Written request: Write out the material exactly, without any of its pictures.

====

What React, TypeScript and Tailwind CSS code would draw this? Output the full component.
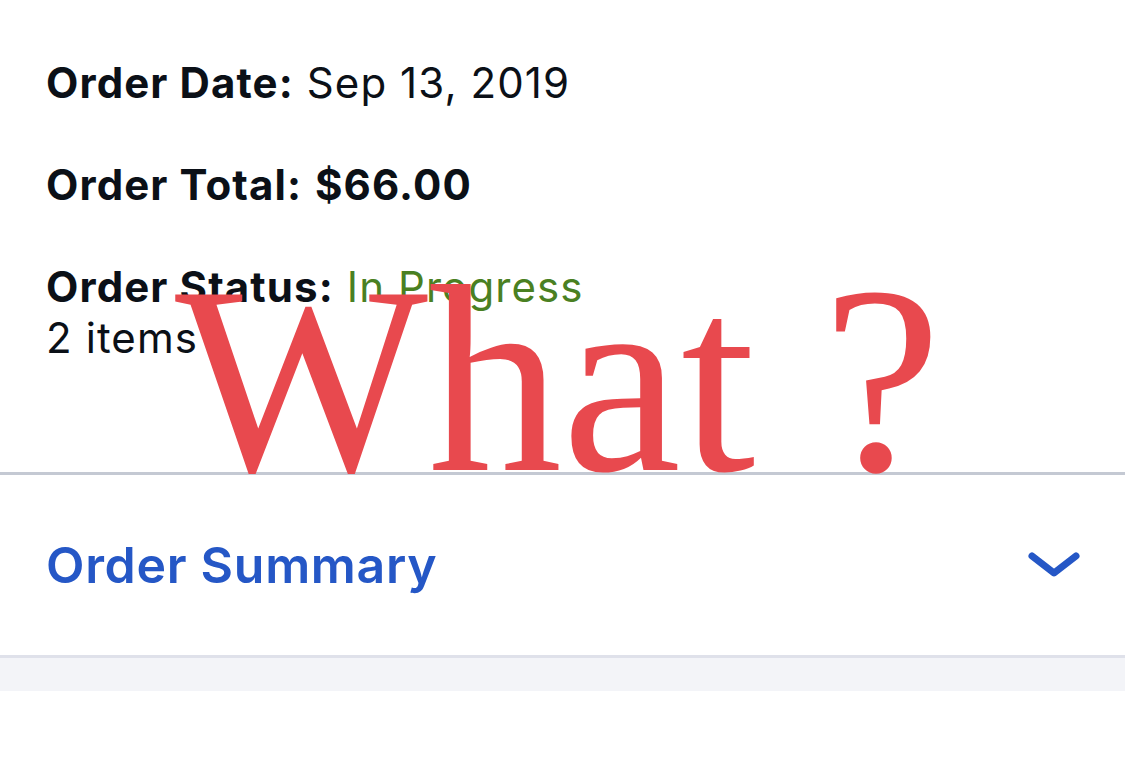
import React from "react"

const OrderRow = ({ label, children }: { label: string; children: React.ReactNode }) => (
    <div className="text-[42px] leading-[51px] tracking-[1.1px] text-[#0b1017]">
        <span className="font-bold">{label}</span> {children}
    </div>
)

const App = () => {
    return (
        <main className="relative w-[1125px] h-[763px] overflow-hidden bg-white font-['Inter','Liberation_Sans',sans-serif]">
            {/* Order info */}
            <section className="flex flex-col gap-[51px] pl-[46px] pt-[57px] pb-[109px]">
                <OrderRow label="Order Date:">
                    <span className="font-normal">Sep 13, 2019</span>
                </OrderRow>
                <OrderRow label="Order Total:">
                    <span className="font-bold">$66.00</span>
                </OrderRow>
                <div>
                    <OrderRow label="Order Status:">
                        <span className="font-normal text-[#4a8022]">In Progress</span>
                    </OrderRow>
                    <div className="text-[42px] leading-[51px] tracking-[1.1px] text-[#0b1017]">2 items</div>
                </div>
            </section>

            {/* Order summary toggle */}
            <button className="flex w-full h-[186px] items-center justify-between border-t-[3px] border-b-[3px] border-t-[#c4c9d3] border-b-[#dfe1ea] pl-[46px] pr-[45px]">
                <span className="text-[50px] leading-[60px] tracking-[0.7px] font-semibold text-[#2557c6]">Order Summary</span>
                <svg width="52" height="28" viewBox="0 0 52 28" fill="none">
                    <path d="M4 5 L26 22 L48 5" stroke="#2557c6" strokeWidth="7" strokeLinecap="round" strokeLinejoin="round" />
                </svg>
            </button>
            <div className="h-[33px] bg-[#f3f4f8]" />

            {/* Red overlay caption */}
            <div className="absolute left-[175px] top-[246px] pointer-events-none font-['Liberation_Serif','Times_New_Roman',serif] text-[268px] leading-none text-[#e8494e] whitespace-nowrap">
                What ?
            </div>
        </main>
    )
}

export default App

====

Written answer:
What React, TypeScript and Tailwind CSS code would draw this? Output the full component.
import React from "react"

const OrderRow = ({ label, children }: { label: string; children: React.ReactNode }) => (
    <div className="text-[42px] leading-[51px] tracking-[1.1px] text-[#0b1017]">
        <span className="font-bold">{label}</span> {children}
    </div>
)

const App = () => {
    return (
        <main className="relative w-[1125px] h-[763px] overflow-hidden bg-white font-['Inter','Liberation_Sans',sans-serif]">
            {/* Order info */}
            <section className="flex flex-col gap-[51px] pl-[46px] pt-[57px] pb-[109px]">
                <OrderRow label="Order Date:">
                    <span className="font-normal">Sep 13, 2019</span>
                </OrderRow>
                <OrderRow label="Order Total:">
                    <span className="font-bold">$66.00</span>
                </OrderRow>
                <div>
                    <OrderRow label="Order Status:">
                        <span className="font-normal text-[#4a8022]">In Progress</span>
                    </OrderRow>
                    <div className="text-[42px] leading-[51px] tracking-[1.1px] text-[#0b1017]">2 items</div>
                </div>
            </section>

            {/* Order summary toggle */}
            <button className="flex w-full h-[186px] items-center justify-between border-t-[3px] border-b-[3px] border-t-[#c4c9d3] border-b-[#dfe1ea] pl-[46px] pr-[45px]">
                <span className="text-[50px] leading-[60px] tracking-[0.7px] font-semibold text-[#2557c6]">Order Summary</span>
                <svg width="52" height="28" viewBox="0 0 52 28" fill="none">
                    <path d="M4 5 L26 22 L48 5" stroke="#2557c6" strokeWidth="7" strokeLinecap="round" strokeLinejoin="round" />
                </svg>
            </button>
            <div className="h-[33px] bg-[#f3f4f8]" />

            {/* Red overlay caption */}
            <div className="absolute left-[175px] top-[246px] pointer-events-none font-['Liberation_Serif','Times_New_Roman',serif] text-[268px] leading-none text-[#e8494e] whitespace-nowrap">
                What ?
            </div>
        </main>
    )
}

export default App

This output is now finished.